Accelero Capital Holdings, the Paris-based investment firm co-founded by Egyptian telecommunications billionaire Naguib Sawiris, won’t bid in the auction, the company said in an e-mail on Sept. 13. Sawiris was the original backer of Wind Mobile, the largest of the three Ontario-based new entrants, and had earlier this year expressed interest in buying Wind outright, a person with direct knowledge of the plan said in May. Accelero agreed to buy Manitoba Telecom Services Inc. (MBT)’s Allstream business-services unit for C$520 million.
“Accelero is not currently participating in a bidding process to acquire Wind or Mobilicity and is totally focused on closing the Allstream deal,” the company said.
Alexandra Maxwell, a spokeswoman for Toronto-based Wind, declined to comment.
The spectrum being auctioned aligns with frequencies used in the U.S. by AT&T and Verizon, which would allow Canadian carriers to purchase equipment and offer products compatible with the systems of the U.S. companies.
Two of the four prime blocks are aligned with AT&T’s spectrum, while the other two are aligned with Verizon’s U.S. holdings. Rogers is probably targeting the blocks aligned with AT&T, while BCE and Telus likely have their sights on the Verizon spectrum, MacDonald said.
“If a foreign carrier is in, it changes all the bidding strategy dynamics,” he said by phone. “The incumbents have to bid more aggressively.”
Verizon had said June 17 it was interested in buying Wind to gain a foothold in Canada.

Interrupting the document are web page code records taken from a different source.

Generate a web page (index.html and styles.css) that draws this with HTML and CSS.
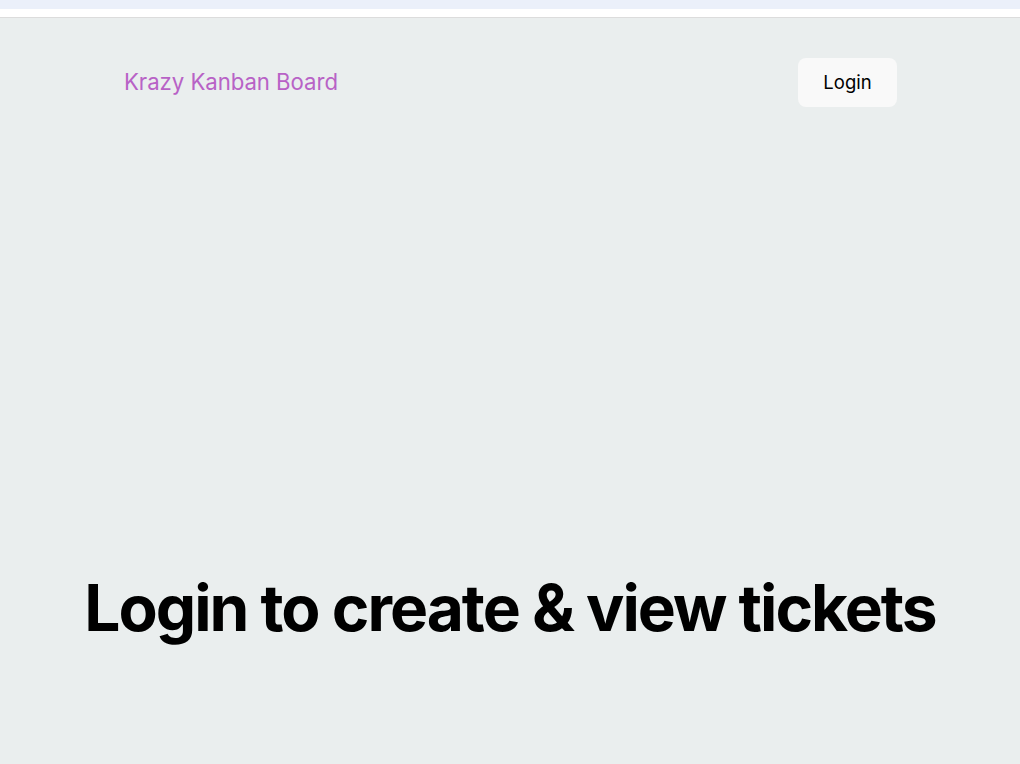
FILE: index.html
```html
<!DOCTYPE html>
<html lang="en">
<head>
<meta charset="utf-8">
<title>Krazy Kanban Board</title>
<link rel="stylesheet" href="styles.css">
</head>
<body>
<div class="topband"></div>
<div class="topwhite"></div>
<main class="page">
  <nav class="nav">
    <h1 class="brand">Krazy Kanban Board</h1>
    <button class="login-btn" type="button">Login</button>
  </nav>
  <section class="hero">
    <h2 class="hero-title">Login to create &amp; view tickets</h2>
  </section>
</main>
</body>
</html>
```

FILE: styles.css
```css
* { box-sizing: border-box; }
html, body { margin: 0; padding: 0; height: 100%; }
body {
  font-family: Inter, "Noto Sans", sans-serif;
  background: #eaeeee;
  display: flex;
  flex-direction: column;
}
.topband { height: 9px; background: #ebf0fa; }
.topwhite { height: 9px; background: #ffffff; border-bottom: 1px solid #dcdcdc; }
.page { flex: 1; display: flex; flex-direction: column; }
.nav {
  display: flex;
  justify-content: space-between;
  align-items: center;
  padding: 40px 123px 0 124px;
}
.brand {
  margin: 0 0 2px 0;
  font-size: 22.2px;
  font-weight: 400;
  color: #b862c6;
  letter-spacing: -0.05px;
}
.login-btn {
  font-family: inherit;
  font-size: 18.5px;
  color: #000;
  background: #f9f9f9;
  border: none;
  border-radius: 8px;
  width: 99px;
  height: 49px;
  padding: 0 0 1px 0;
}
.hero {
  display: flex;
  justify-content: center;
  padding-top: 462px;
}
.hero-title {
  margin: 0;
  font-size: 64px;
  font-weight: 700;
  letter-spacing: -2px;
  color: #000;
}
```
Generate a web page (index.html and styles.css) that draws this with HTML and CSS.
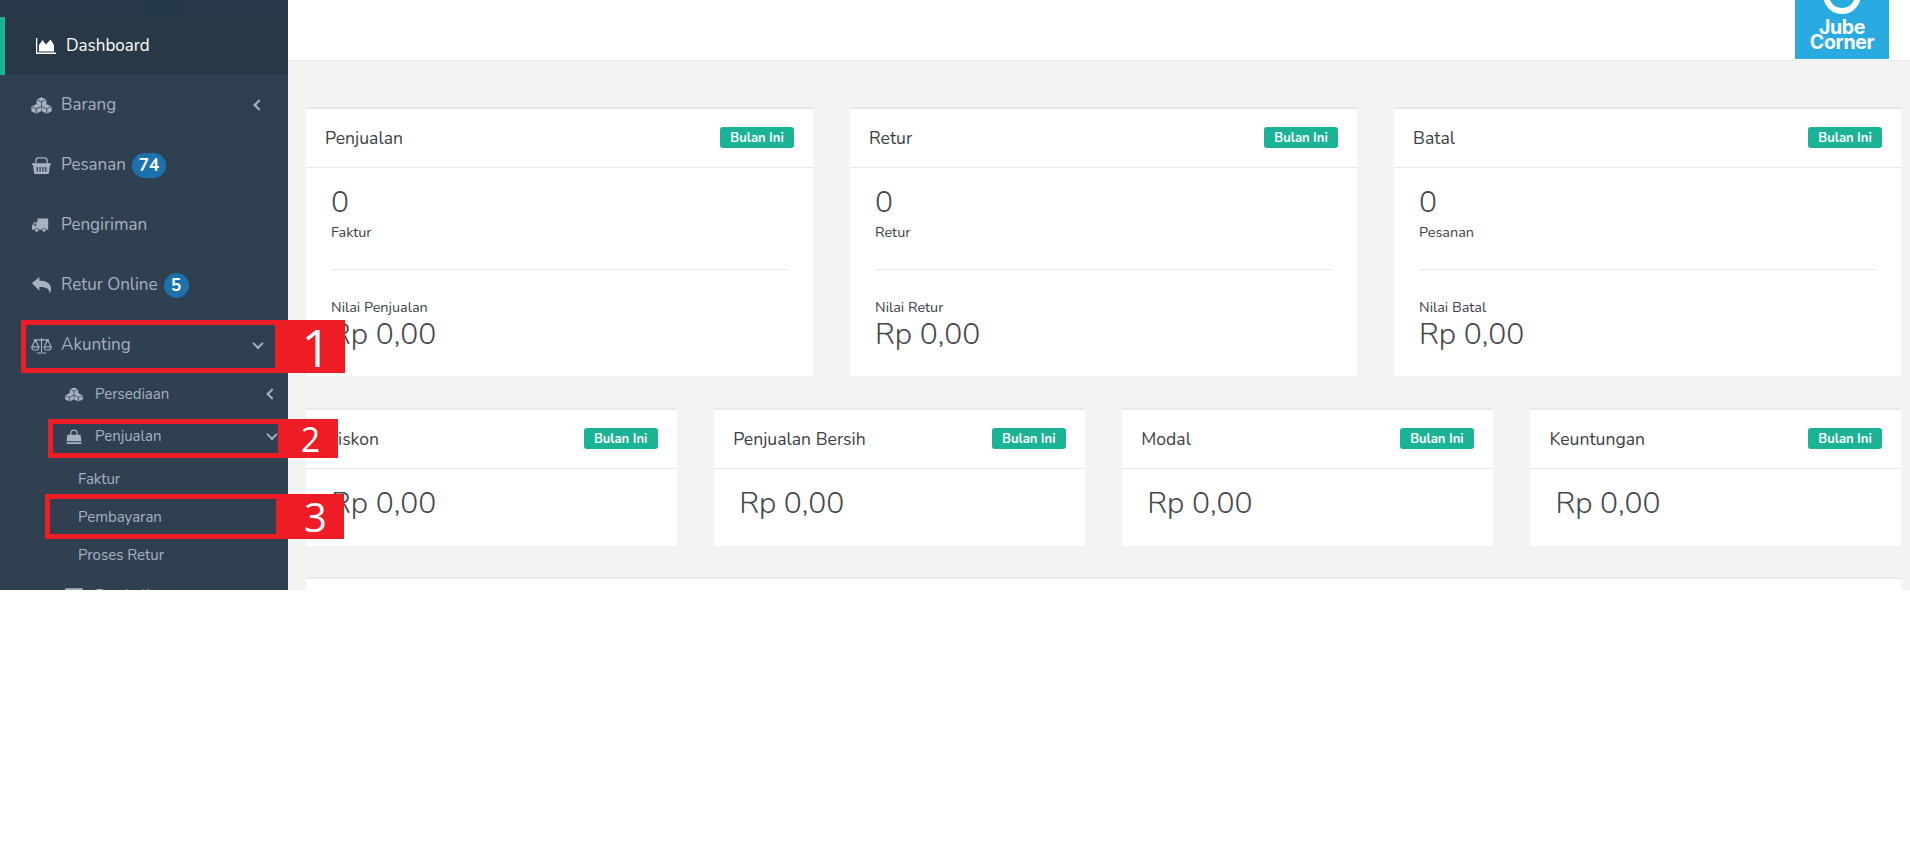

Now that Verizon is no longer interested in expanding north, it’s unclear who might buy Wind or Mobilicity, another small Toronto-based carrier, said Tim Casey, an analyst at BMO Capital Markets.
Sheryl Steinberg, a spokeswoman for Mobilicity, declined to comment.
The government in June blocked Telus’s purchase of cash-strapped Mobilicity until a moratorium on the sale of airwaves auctioned in 2008 expires next year.
“I don’t know who’s going to roll up Mobilicity and Wind in time to bid for further spectrum or who’s going to take a flyer on bidding for spectrum, then roll up Mobilicity and Wind,” said Casey.